The VGHF, a registered nonprofit, was founded in February 2017 by video game archivist and historian Frank Cifaldi. “As an individual, I’ve been preserving video game history since 1998,” says Cifaldi. “Going back to the days when I was dumping NES cartridge ROMs on the internet.” (That is, he was pulling the game code off the cartridges, so they could be played using computer-based emulators.) Cifaldi started the Foundation as a way to locate and preserve the ever-fading historical legacy of a multi-billion-dollar industry, and to encourage more in-depth and probing discussion on the subject.

Today, the art involved in video game development is more evident than ever, but as many have noted, this was not always the case. “For most of video game history, there was no point in holding on to that source code, because you’re never going to port it or anything to another console. You did the game, it’s out, and you move on to the next one,” says Cifaldi. In addition to the source code for the games themselves, the behind-the-scenes materials that tell the story of a given game’s creation and release are even harder to come by. While there is some incentive and means for fans and others to copy and pass on a game itself (namely fun, via the aforementioned ROMs), those more ephemeral materials are usually only ever found in the possession of people who worked on the original games. For whatever reason, they rarely bothered to hold onto items from production—or the companies that made them went out of business or were acquired by other companies. As Cifaldi points out, time is running out for such discoveries. “We’re hitting the point where this industry is old enough that people are starting to pass. It’s time to take this stuff seriously.”

VGHF does its fair share of preserving code and the technology for playing games—the primary source materials of video game life. “In general, the holy grail of video game preservation is source code," Cifaldi says. "That’s what actually builds games.” But there are many people who do this, and do a good job of it, from independent ROM collectors to the handful of museums across the country that collect video games or the thousands of titles available on the Internet Archive. But unlike these other preservation efforts, VGHF is seeking the materials and information surrounding the games—Cifaldi wants to preserve context, to better understand games as historical artifacts. “You can play Super Mario Bros. and enjoy it for what it is, but if you understand the time and place, and how it was actually kind of new that there was a blue sky, and that the screen scrolled, you understand why it was so impactful, and you can appreciate it in a different way,” says Cifaldi.

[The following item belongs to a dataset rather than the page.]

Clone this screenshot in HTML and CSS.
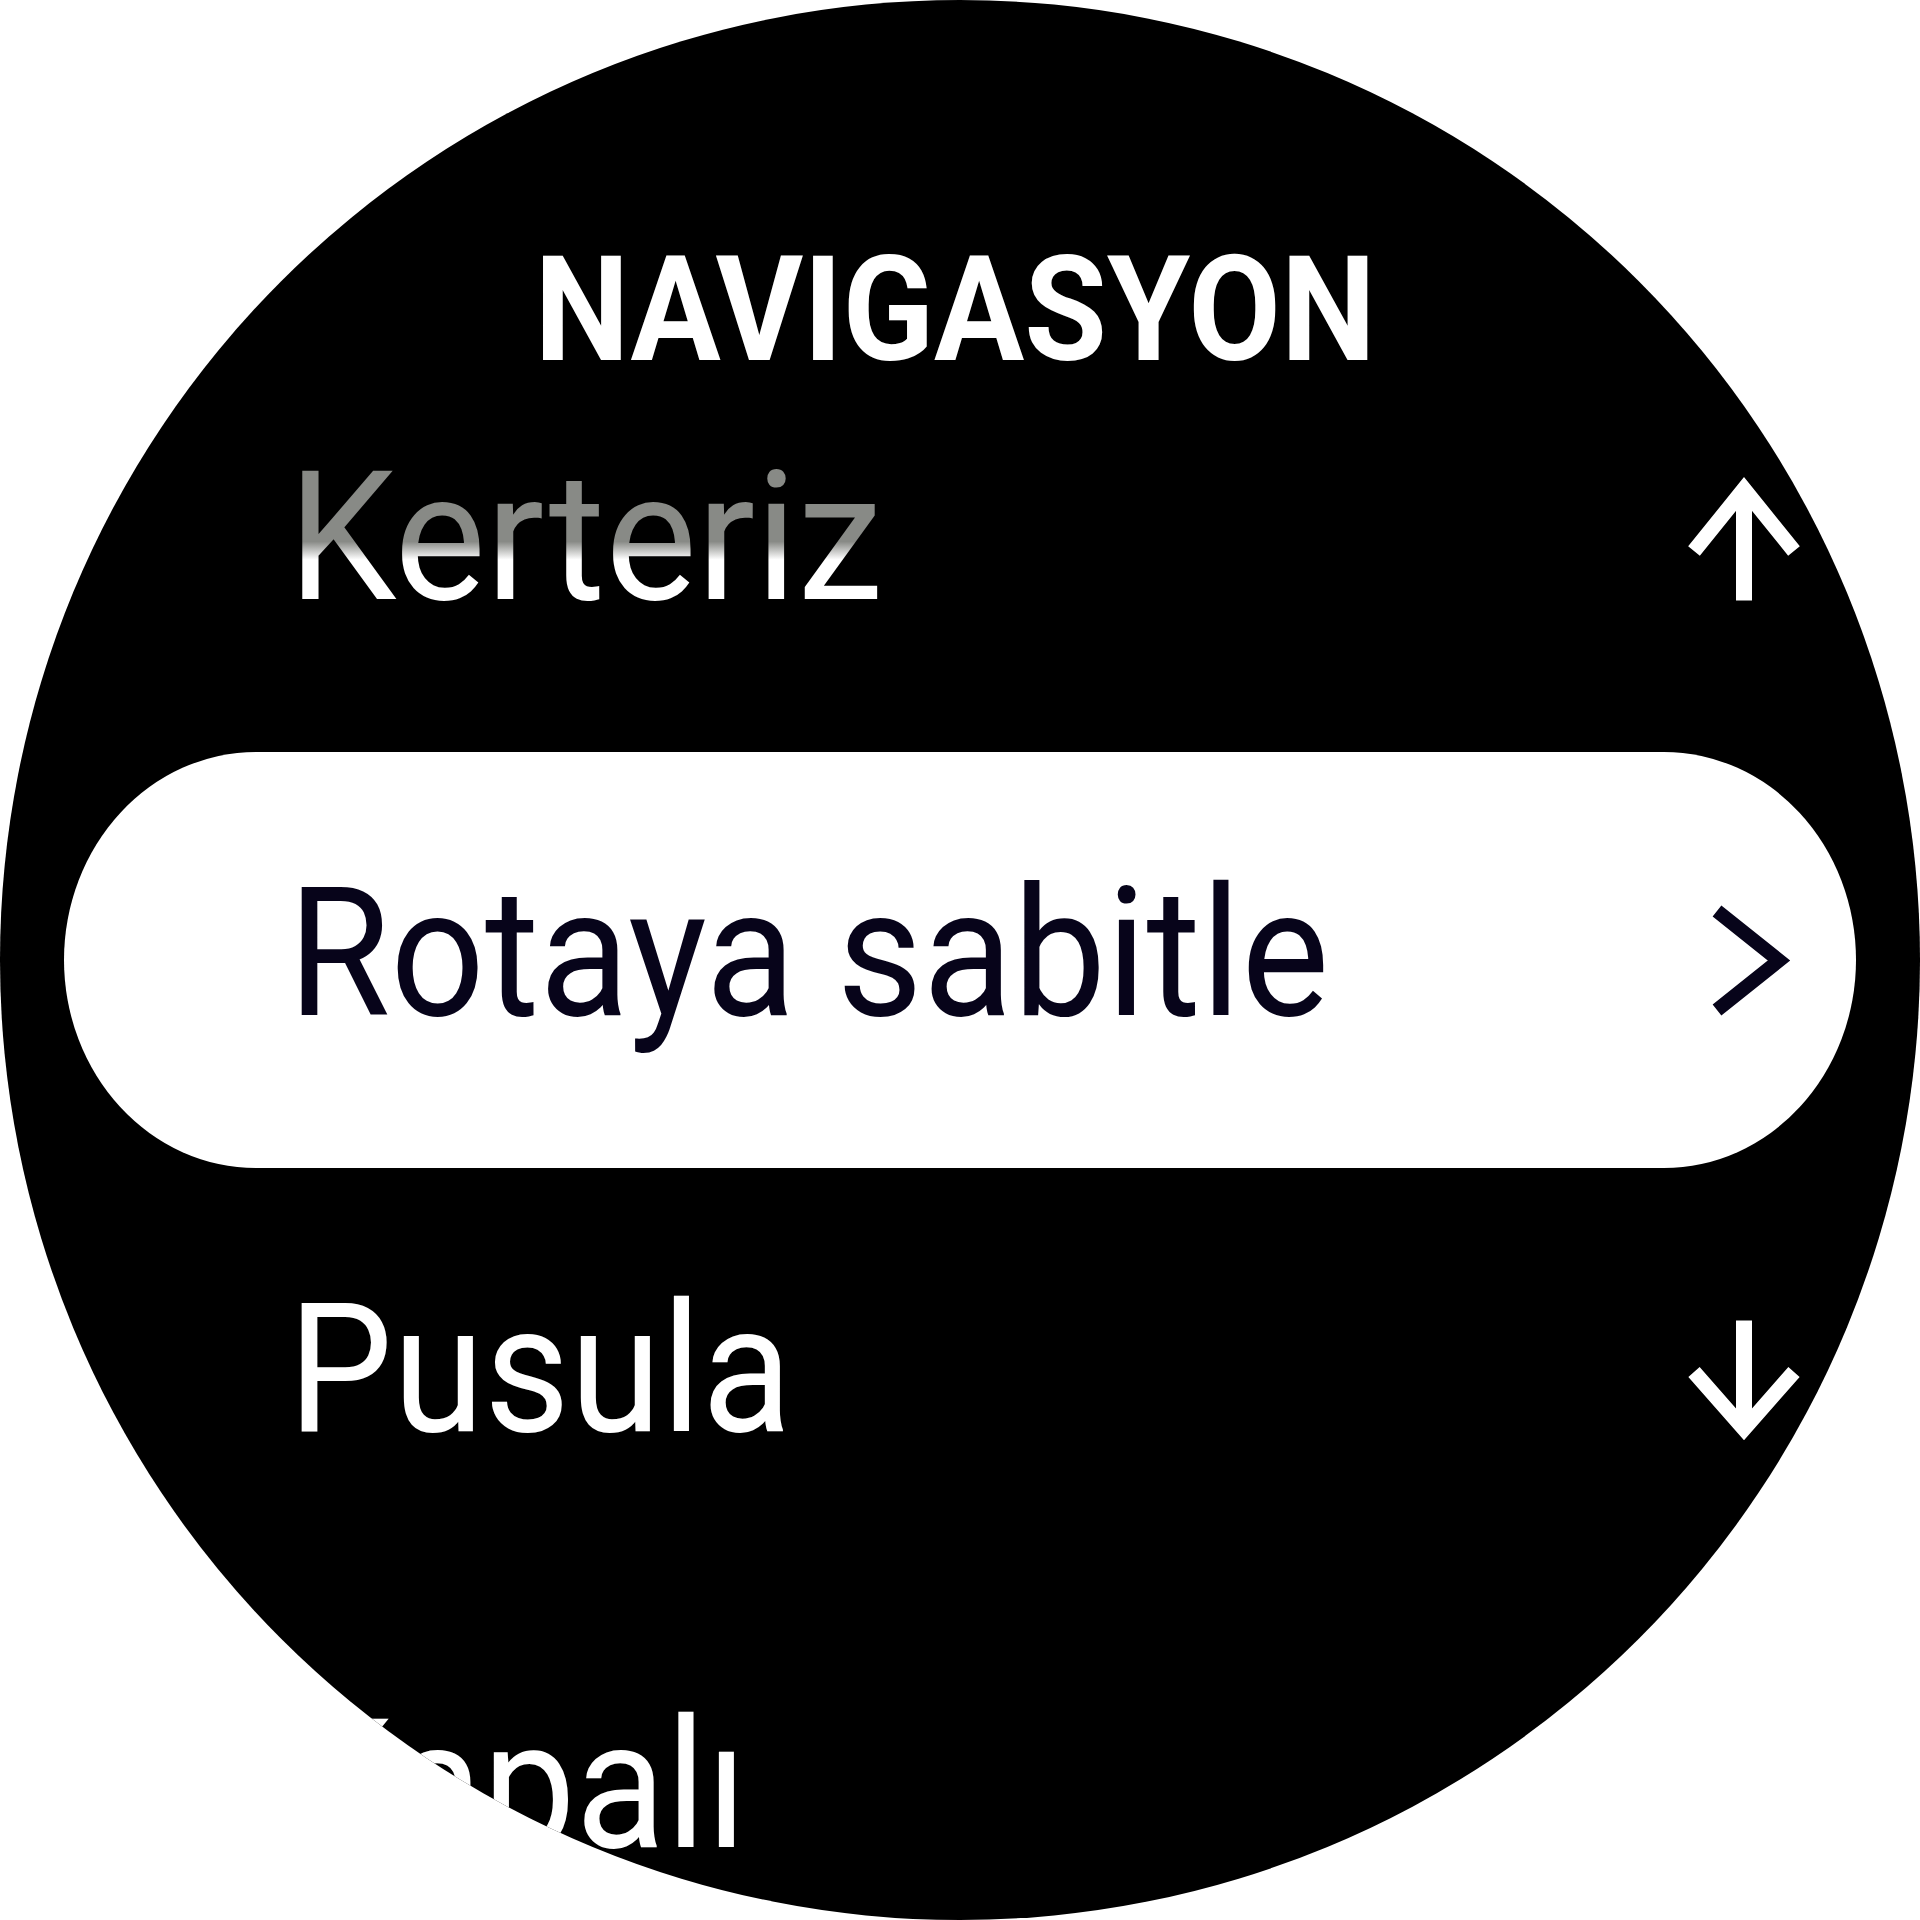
FILE: index.html
```html
<!DOCTYPE html>
<html lang="tr">
<head>
<meta charset="utf-8">
<title>Navigasyon</title>
<link rel="stylesheet" href="styles.css">
</head>
<body>
<div class="watch">
  <h1 class="title"><span class="title-text">NAVIGASYON</span></h1>
  <ul class="menu">
    <li class="item item-faded">
      <span class="label">Kerteriz</span>
      <svg class="icon" width="120" height="160" viewBox="0 0 120 160" aria-hidden="true">
        <path d="M60 34 V142.5" stroke="#fff" stroke-width="16" fill="none"/>
        <path d="M10 93 L60 31 L110 93" stroke="#fff" stroke-width="15" fill="none" stroke-linejoin="miter"/>
      </svg>
    </li>
    <li class="item item-selected">
      <span class="label">Rotaya sabitle</span>
      <svg class="icon" width="120" height="160" viewBox="0 0 120 160" aria-hidden="true">
        <path d="M33 37 L95 86.5 L33 136" stroke="#07041a" stroke-width="14" fill="none" stroke-linejoin="miter"/>
      </svg>
    </li>
    <li class="item">
      <span class="label">Pusula</span>
      <svg class="icon" width="120" height="160" viewBox="0 0 120 160" aria-hidden="true">
        <path d="M60 30.5 V134" stroke="#fff" stroke-width="16" fill="none"/>
        <path d="M10 82 L60 139 L110 82" stroke="#fff" stroke-width="15" fill="none" stroke-linejoin="miter"/>
      </svg>
    </li>
    <li class="item">
      <span class="label">Kapalı</span>
    </li>
  </ul>
</div>
</body>
</html>
```

FILE: styles.css
```css
html, body {
  margin: 0;
  padding: 0;
  background: #ffffff;
}

.watch {
  width: 1920px;
  height: 1920px;
  border-radius: 50%;
  background: #000000;
  overflow: hidden;
  font-family: Roboto, "Liberation Sans", sans-serif;
}

.title {
  margin: 0;
  padding: 286px 10px 0 0;
  height: 50px;
  line-height: 50px;
  font-size: 146px;
  font-weight: 700;
  color: #ffffff;
  text-align: center;
}

.title-text {
  display: inline-block;
  transform: scaleX(0.92);
  transform-origin: center;
}

.menu {
  list-style: none;
  margin: 0;
  padding: 0;
}

.item {
  box-sizing: border-box;
  height: 416px;
  padding: 0 116px 13px 288px;
  display: flex;
  align-items: center;
  justify-content: space-between;
  color: #ffffff;
}

.label {
  display: inline-block;
  font-size: 180px;
  font-weight: 400;
  line-height: 1;
  white-space: nowrap;
  transform: scaleX(0.922);
  transform-origin: left center;
}

.item-faded .label {
  color: transparent;
  background: linear-gradient(to bottom, #888a86 0%, #888a86 52%, #ffffff 62%, #ffffff 100%);
  -webkit-background-clip: text;
  background-clip: text;
  transform: scaleX(0.96);
}

.item-selected {
  margin: 0 64px;
  padding: 0 52px 13px 224px;
  background: #ffffff;
  border-radius: 192px / 208px;
  color: #07041a;
}

.icon {
  flex: none;
  display: block;
}
```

Cifaldi often compares the struggles of video game scholars to those of film scholars. “Film scholars have access to studio correspondence between the director and the production company, they have things like shooting scripts for the movie, etc.,” he says. The video game industry just hasn’t preserved similar materials. These seemingly mundane assets could help fill in the surprisingly large gaps in gaming's historical record—simple things such as the release dates of games, which weren’t really publicly announced until the 1990s, with a few exceptions. “Sonic 2 had a whole marketing campaign around ‘Sonic Tuesday.’ I’ll never forget it. November 24th, 1992,” says Cifaldi. Most simply appeared in stores, sold or didn't sell, and were forgotten.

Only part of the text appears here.